At the Senate hearing, Sherrod Brown, the committee’s chairman, has promised to press the bank chiefs on a range of subjects, sending them a list of questions on topics including the riskiness of their assets, the diversity of their work forces, actions on climate change, pledges on racial equity and more. It could make for a disjointed hearing as senators veer from issue to issue, trying to catch the C.E.O.s off guard or unprepared.
The bankers submitted their homework. Their prepared testimonies address the committee’s questions in varying depth and detail, while all make the case that their institutions are healthier, safer and more law-abiding since 2008.
Jamie Dimon of JPMorgan Chase turned in a nine-page paper urging business, government and society to address inequities and “unleash the extraordinary vibrancy of the American economy.”
Jane Fraser of Citigroup prepared 11 pages (and a three-page addendum with data and tables) that note her bank’s approach to cryptocurrencies, saying that it is “focusing resources and efforts to understand changes in the digital asset space.”
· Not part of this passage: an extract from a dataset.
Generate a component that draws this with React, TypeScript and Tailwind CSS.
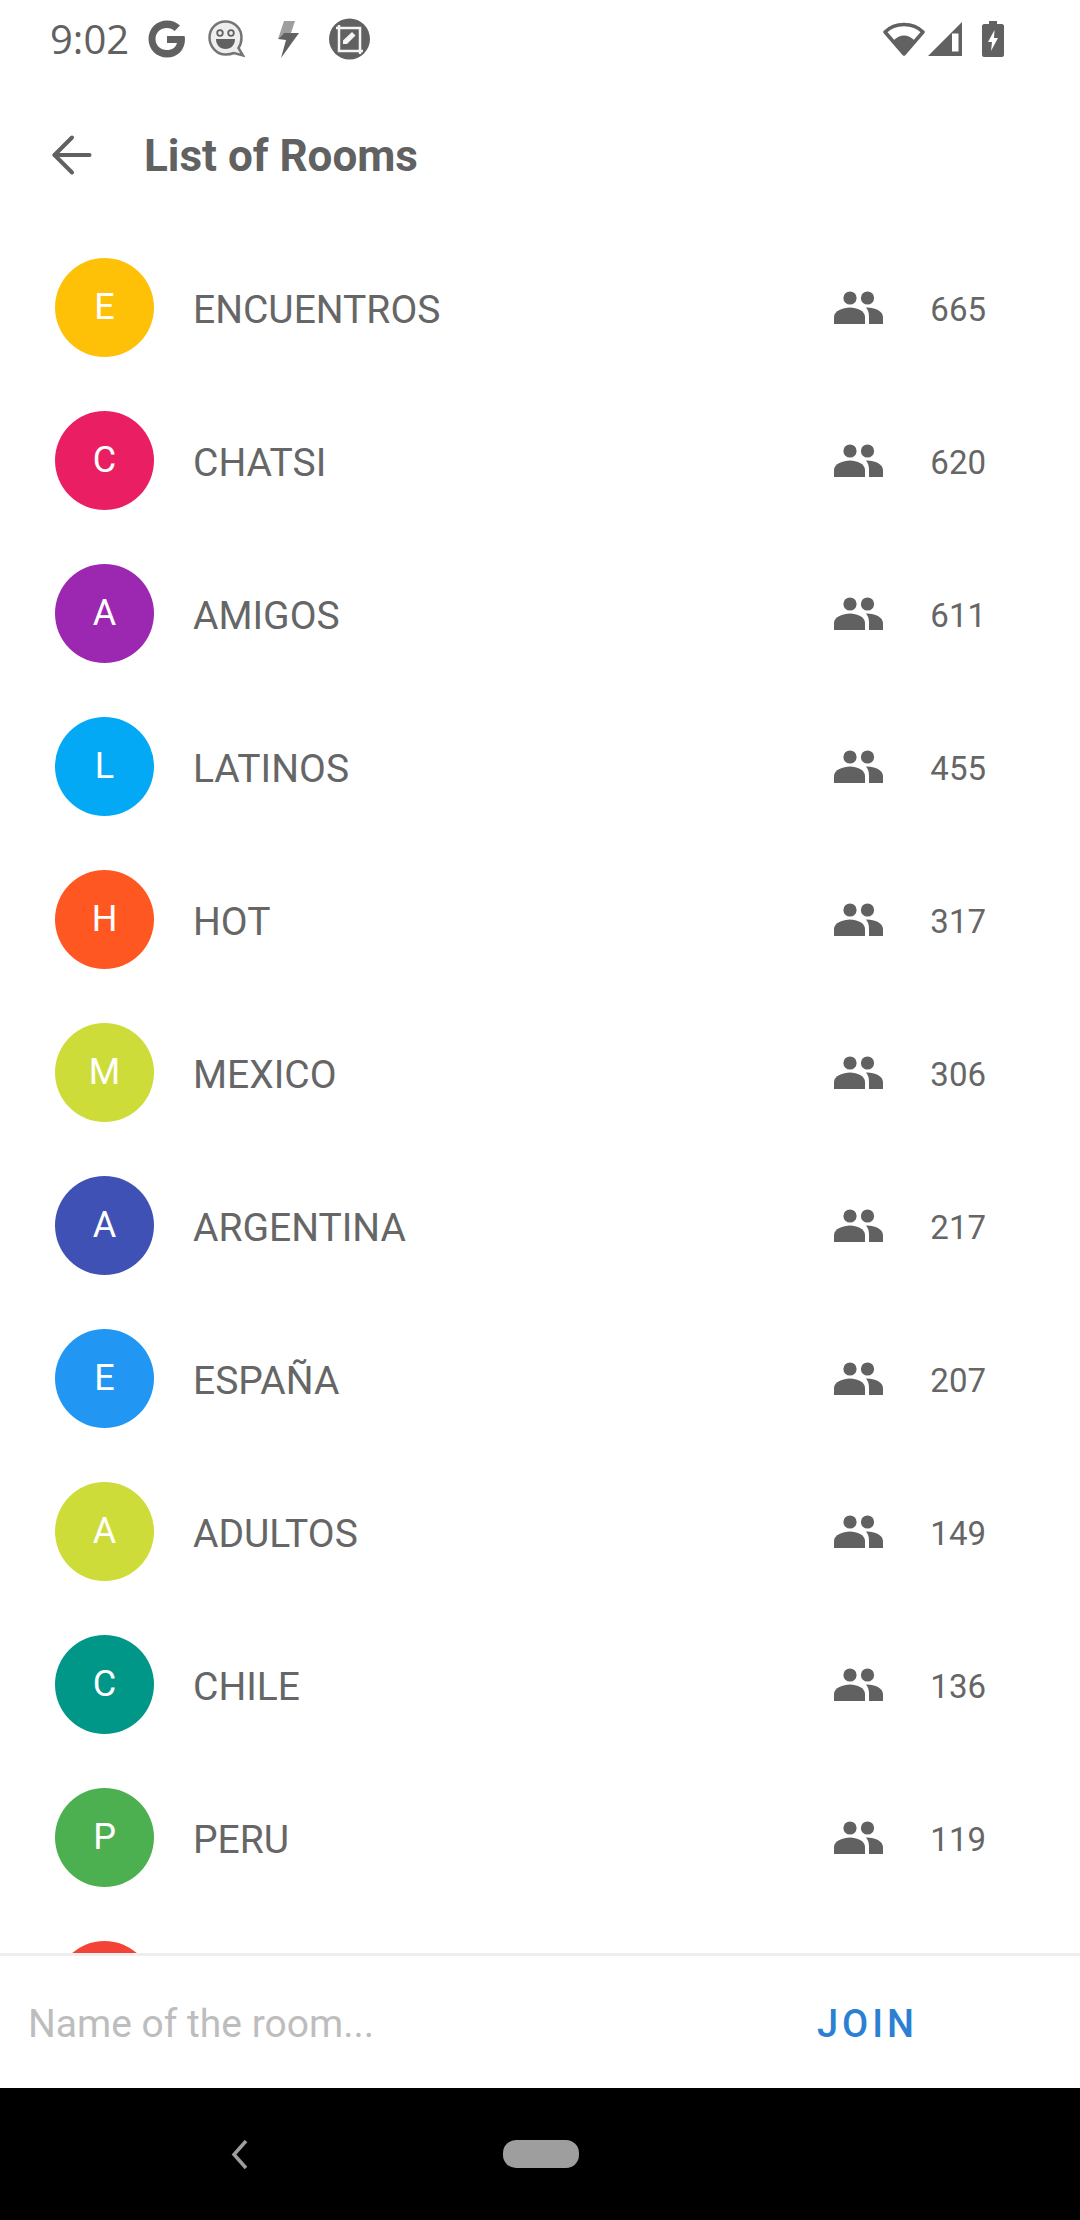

James Gorman of Morgan Stanley assembled a 20-page report with few frills that includes a short introduction and responses to each question in order.
Brian Moynihan of Bank of America had the most to say, with 32 pages that devote a lot of space to the bank’s “responsible growth” principles. “We embrace our dual responsibility to drive both profits and purpose,” he wrote.
Elsewhere on Capitol Hill, the S.E.C. chairman, Gary Gensler, will testify today before a House committee, where he is expected to address SPACs, cryptocurrency and other hot-button issues.
A senator’s laser-eyed focus on new rules for crypto
The Republican senator Cynthia Lummis of Wyoming owns some Bitcoin and is one of Congress’s most vocal crypto champions. (For a time, her Twitter profile picture showed laser beams shooting from her eyes, a meme adopted by crypto bulls.) Yesterday, she started the bipartisan Financial Innovation Caucus to help create legislation for the blockchain era. DealBook asked her about this moment in crypto and what’s ahead for regulation. The interview has been edited and condensed for clarity.
What does the recent market volatility mean for regulation?
Many market excesses, including certain leverage and lending practices, are currently being flushed out. This puts digital asset markets on a more sustainable path, at precisely the moment regulators are deciding that these assets and financial innovation are here to stay. Right-sized regulation has the potential to bring more certainty and consumer protection to digital asset markets, while increasing adoption.
What happens in the meantime? The crypto market keeps getting bigger.
Digital assets are already mainstream — all of the major Wall Street banks have teams working on fintech and digital asset product offerings that we’ll see over the next year. Market adoption is already here and the existing volatility in the market is simply growing pains. Digital assets are not meant for soft hands at the moment (that’s the one thing Elon Musk got right over the last couple weeks, with his “diamond hands” tweet).
Where will the caucus start?
With education. These are very complicated topics that deserve the attention of every senator and member of Congress. Moving beyond that, our first priority must be to provide legal clarity and to ensure financial technology is normalized within our financial system.